**Given data**
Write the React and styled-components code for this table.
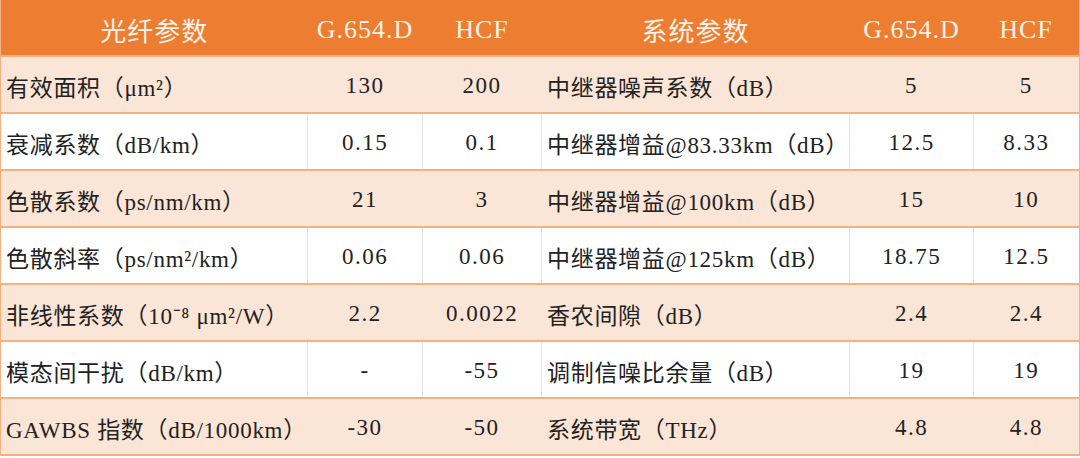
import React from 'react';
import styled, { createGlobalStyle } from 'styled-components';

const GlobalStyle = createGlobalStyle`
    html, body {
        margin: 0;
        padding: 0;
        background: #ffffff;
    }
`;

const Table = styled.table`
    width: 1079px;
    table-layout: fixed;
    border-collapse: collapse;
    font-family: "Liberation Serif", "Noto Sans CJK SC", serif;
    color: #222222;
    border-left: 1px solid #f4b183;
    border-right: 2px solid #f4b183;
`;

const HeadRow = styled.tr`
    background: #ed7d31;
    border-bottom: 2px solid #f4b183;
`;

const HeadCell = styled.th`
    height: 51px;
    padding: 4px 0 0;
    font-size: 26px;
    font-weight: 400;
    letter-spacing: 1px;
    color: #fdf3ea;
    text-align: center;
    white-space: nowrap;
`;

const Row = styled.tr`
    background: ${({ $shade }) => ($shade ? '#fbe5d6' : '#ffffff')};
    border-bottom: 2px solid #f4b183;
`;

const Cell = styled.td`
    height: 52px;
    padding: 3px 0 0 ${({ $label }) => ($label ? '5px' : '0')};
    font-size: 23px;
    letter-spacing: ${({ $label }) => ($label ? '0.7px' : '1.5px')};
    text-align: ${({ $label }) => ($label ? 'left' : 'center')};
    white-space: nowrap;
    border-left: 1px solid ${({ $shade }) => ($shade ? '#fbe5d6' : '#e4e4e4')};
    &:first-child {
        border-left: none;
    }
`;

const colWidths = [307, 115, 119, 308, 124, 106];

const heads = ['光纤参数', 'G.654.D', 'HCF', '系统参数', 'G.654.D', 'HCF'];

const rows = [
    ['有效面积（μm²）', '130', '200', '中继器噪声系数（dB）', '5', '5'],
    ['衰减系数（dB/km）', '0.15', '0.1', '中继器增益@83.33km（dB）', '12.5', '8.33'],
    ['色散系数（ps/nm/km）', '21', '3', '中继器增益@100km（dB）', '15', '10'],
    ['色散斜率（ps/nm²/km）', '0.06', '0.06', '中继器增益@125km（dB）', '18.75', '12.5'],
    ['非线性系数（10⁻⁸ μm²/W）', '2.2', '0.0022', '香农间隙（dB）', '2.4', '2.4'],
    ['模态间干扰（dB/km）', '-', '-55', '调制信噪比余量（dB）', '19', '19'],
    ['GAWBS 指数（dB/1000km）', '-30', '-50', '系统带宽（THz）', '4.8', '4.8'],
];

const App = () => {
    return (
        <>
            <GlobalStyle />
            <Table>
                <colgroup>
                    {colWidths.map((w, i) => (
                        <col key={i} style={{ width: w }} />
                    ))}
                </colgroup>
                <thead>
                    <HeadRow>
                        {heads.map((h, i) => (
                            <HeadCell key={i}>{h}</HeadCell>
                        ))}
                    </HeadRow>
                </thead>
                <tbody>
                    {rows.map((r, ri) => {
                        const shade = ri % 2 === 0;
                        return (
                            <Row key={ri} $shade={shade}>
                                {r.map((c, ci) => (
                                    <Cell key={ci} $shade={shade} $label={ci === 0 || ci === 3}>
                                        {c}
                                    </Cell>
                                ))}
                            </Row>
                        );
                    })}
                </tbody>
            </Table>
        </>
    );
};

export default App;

**Instructions for the task**
Return each line exactly as written. Any picture gets left out.

**Correct response**
Write the React and styled-components code for this table.
import React from 'react';
import styled, { createGlobalStyle } from 'styled-components';

const GlobalStyle = createGlobalStyle`
    html, body {
        margin: 0;
        padding: 0;
        background: #ffffff;
    }
`;

const Table = styled.table`
    width: 1079px;
    table-layout: fixed;
    border-collapse: collapse;
    font-family: "Liberation Serif", "Noto Sans CJK SC", serif;
    color: #222222;
    border-left: 1px solid #f4b183;
    border-right: 2px solid #f4b183;
`;

const HeadRow = styled.tr`
    background: #ed7d31;
    border-bottom: 2px solid #f4b183;
`;

const HeadCell = styled.th`
    height: 51px;
    padding: 4px 0 0;
    font-size: 26px;
    font-weight: 400;
    letter-spacing: 1px;
    color: #fdf3ea;
    text-align: center;
    white-space: nowrap;
`;

const Row = styled.tr`
    background: ${({ $shade }) => ($shade ? '#fbe5d6' : '#ffffff')};
    border-bottom: 2px solid #f4b183;
`;

const Cell = styled.td`
    height: 52px;
    padding: 3px 0 0 ${({ $label }) => ($label ? '5px' : '0')};
    font-size: 23px;
    letter-spacing: ${({ $label }) => ($label ? '0.7px' : '1.5px')};
    text-align: ${({ $label }) => ($label ? 'left' : 'center')};
    white-space: nowrap;
    border-left: 1px solid ${({ $shade }) => ($shade ? '#fbe5d6' : '#e4e4e4')};
    &:first-child {
        border-left: none;
    }
`;

const colWidths = [307, 115, 119, 308, 124, 106];

const heads = ['光纤参数', 'G.654.D', 'HCF', '系统参数', 'G.654.D', 'HCF'];

const rows = [
    ['有效面积（μm²）', '130', '200', '中继器噪声系数（dB）', '5', '5'],
    ['衰减系数（dB/km）', '0.15', '0.1', '中继器增益@83.33km（dB）', '12.5', '8.33'],
    ['色散系数（ps/nm/km）', '21', '3', '中继器增益@100km（dB）', '15', '10'],
    ['色散斜率（ps/nm²/km）', '0.06', '0.06', '中继器增益@125km（dB）', '18.75', '12.5'],
    ['非线性系数（10⁻⁸ μm²/W）', '2.2', '0.0022', '香农间隙（dB）', '2.4', '2.4'],
    ['模态间干扰（dB/km）', '-', '-55', '调制信噪比余量（dB）', '19', '19'],
    ['GAWBS 指数（dB/1000km）', '-30', '-50', '系统带宽（THz）', '4.8', '4.8'],
];

const App = () => {
    return (
        <>
            <GlobalStyle />
            <Table>
                <colgroup>
                    {colWidths.map((w, i) => (
                        <col key={i} style={{ width: w }} />
                    ))}
                </colgroup>
                <thead>
                    <HeadRow>
                        {heads.map((h, i) => (
                            <HeadCell key={i}>{h}</HeadCell>
                        ))}
                    </HeadRow>
                </thead>
                <tbody>
                    {rows.map((r, ri) => {
                        const shade = ri % 2 === 0;
                        return (
                            <Row key={ri} $shade={shade}>
                                {r.map((c, ci) => (
                                    <Cell key={ci} $shade={shade} $label={ci === 0 || ci === 3}>
                                        {c}
                                    </Cell>
                                ))}
                            </Row>
                        );
                    })}
                </tbody>
            </Table>
        </>
    );
};

export default App;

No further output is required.